Opinion
1443 CA 17–00707
12-22-2017
GOLDBERG SEGALLA LLP, BUFFALO (ARLOW M. LINTON OF COUNSEL), FOR THIRD–PARTY DEFENDANT–APPELLANT. FELDMAN KIEFFER, LLP, BUFFALO, SHAUB, AHMUTY, CITRIN & SPRATT, LLP, LAKE SUCCESS (TIMOTHY R. CAPOWSKI OF COUNSEL), FOR DEFENDANT–RESPONDENT AND THIRD–PARTY PLAINTIFF–RESPONDENT.
GOLDBERG SEGALLA LLP, BUFFALO (ARLOW M. LINTON OF COUNSEL), FOR THIRD–PARTY DEFENDANT–APPELLANT.
FELDMAN KIEFFER, LLP, BUFFALO, SHAUB, AHMUTY, CITRIN & SPRATT, LLP, LAKE SUCCESS (TIMOTHY R. CAPOWSKI OF COUNSEL), FOR DEFENDANT–RESPONDENT AND THIRD–PARTY PLAINTIFF–RESPONDENT.
PRESENT: PERADOTTO, J.P., CARNI, DEJOSEPH, CURRAN, AND WINSLOW, JJ.
MEMORANDUM AND ORDER
Memorandum:Plaintiff commenced this action to recover damages it allegedly sustained when defendant-third-party plaintiff (third-party plaintiff) improperly performed hydraulic fracturing (fracking) operations on 97 natural gas wells owned by plaintiff between 2005 and 2007, and third-party plaintiff commenced this third-party action seeking indemnification and contribution. Supreme Court properly denied third-party defendant's motion to dismiss the third-party complaint.
On a prior appeal, this Court rejected the contention of third-party plaintiff that plaintiff's negligence cause of action was barred by the economic loss doctrine, and we determined that the "field invoices" containing various terms and conditions limiting third-party plaintiff's liability never became part of the contract between plaintiff and third-party plaintiff ( U.S. Energy Dev. Corp. v. Superior Well Servs., Inc., 155 A.D.3d 1553, 1553, 65 N.Y.S.3d 364 [4th Dept. 2017] ). We therefore reject the present contentions of third-party defendant that the economic loss doctrine bars third-party plaintiff from seeking indemnification and contribution in the third-party action, and that the forum selection clause contained in the field invoices is enforceable (see id.).
We reject third-party defendant's further contention that the court erred in failing to dismiss third-party plaintiff's indemnification claims for failure to state a cause of action. "[T]o establish a claim for common-law indemnification, the one seeking indemnity must prove not only that it was not guilty of any negligence beyond the statutory liability but must also prove that the proposed indemnitor was guilty of some negligence that contributed to the causation of [the alleged wrong]" ( Grove v. Cornell Univ., 151 A.D.3d 1813, 1816, 54 N.Y.S.3d 260 [4th Dept. 2017] [internal quotation marks omitted]; see generally Bigelow v. General Elec. Co., 120 A.D.3d 938, 939–940, 991 N.Y.S.2d 497 [4th Dept. 2014] ).

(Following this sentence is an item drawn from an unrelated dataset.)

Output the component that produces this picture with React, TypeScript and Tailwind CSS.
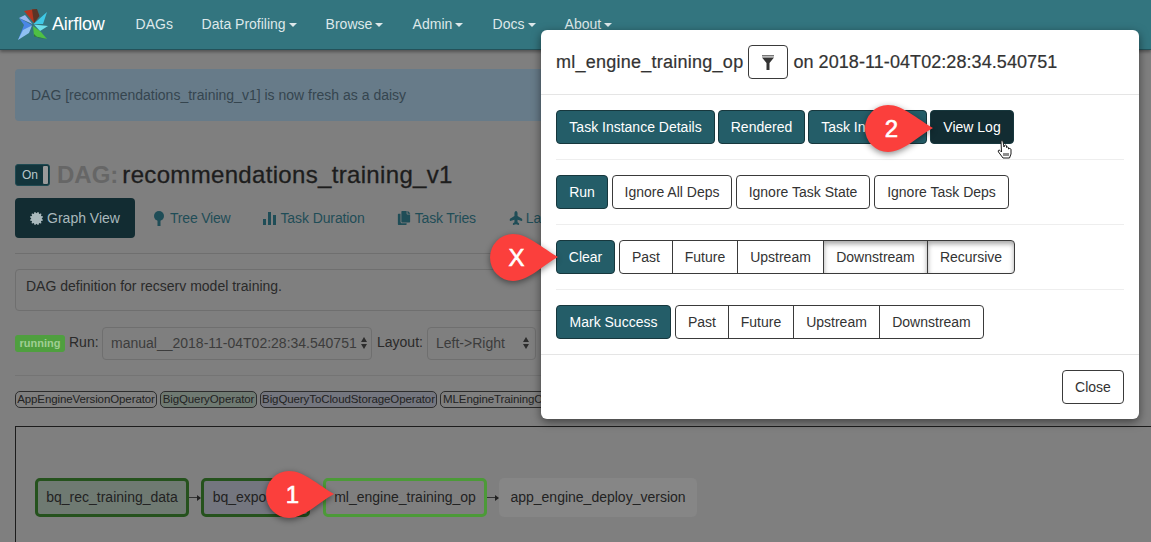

Here, plaintiff alleged in the third amended complaint that third-party plaintiff jointly designed, developed, and modified the SAS systems and fracturing fluid used during the fracking operations, and that those systems were defectively designed, improperly manufactured, and improperly used. Third-party plaintiff acknowledged in the third-party complaint that the products were jointly invented and developed, but alleged that third-party defendant was responsible for their production. Third-party plaintiff alleged that it was therefore entitled to seek indemnification and/or contribution in the event that plaintiff recovers for negligent production of the products. We conclude that the third-party complaint alleges sufficient facts that, if true, may entitle third-party plaintiff to indemnification from third-party defendant based upon its alleged negligence in manufacturing the products used in the fracking operations (see Spring Sheet Metal & Roofing Co. v. Koppers Indus., 273 A.D.2d 789, 790, 710 N.Y.S.2d 743 [4th Dept. 2000] ; Syracuse Cablesystems v. Niagara Mohawk Power Corp., 173 A.D.2d 138, 143, 578 N.Y.S.2d 770 [4th Dept. 1991] ).
It is hereby ORDERED that the order so appealed from is unanimously affirmed without costs.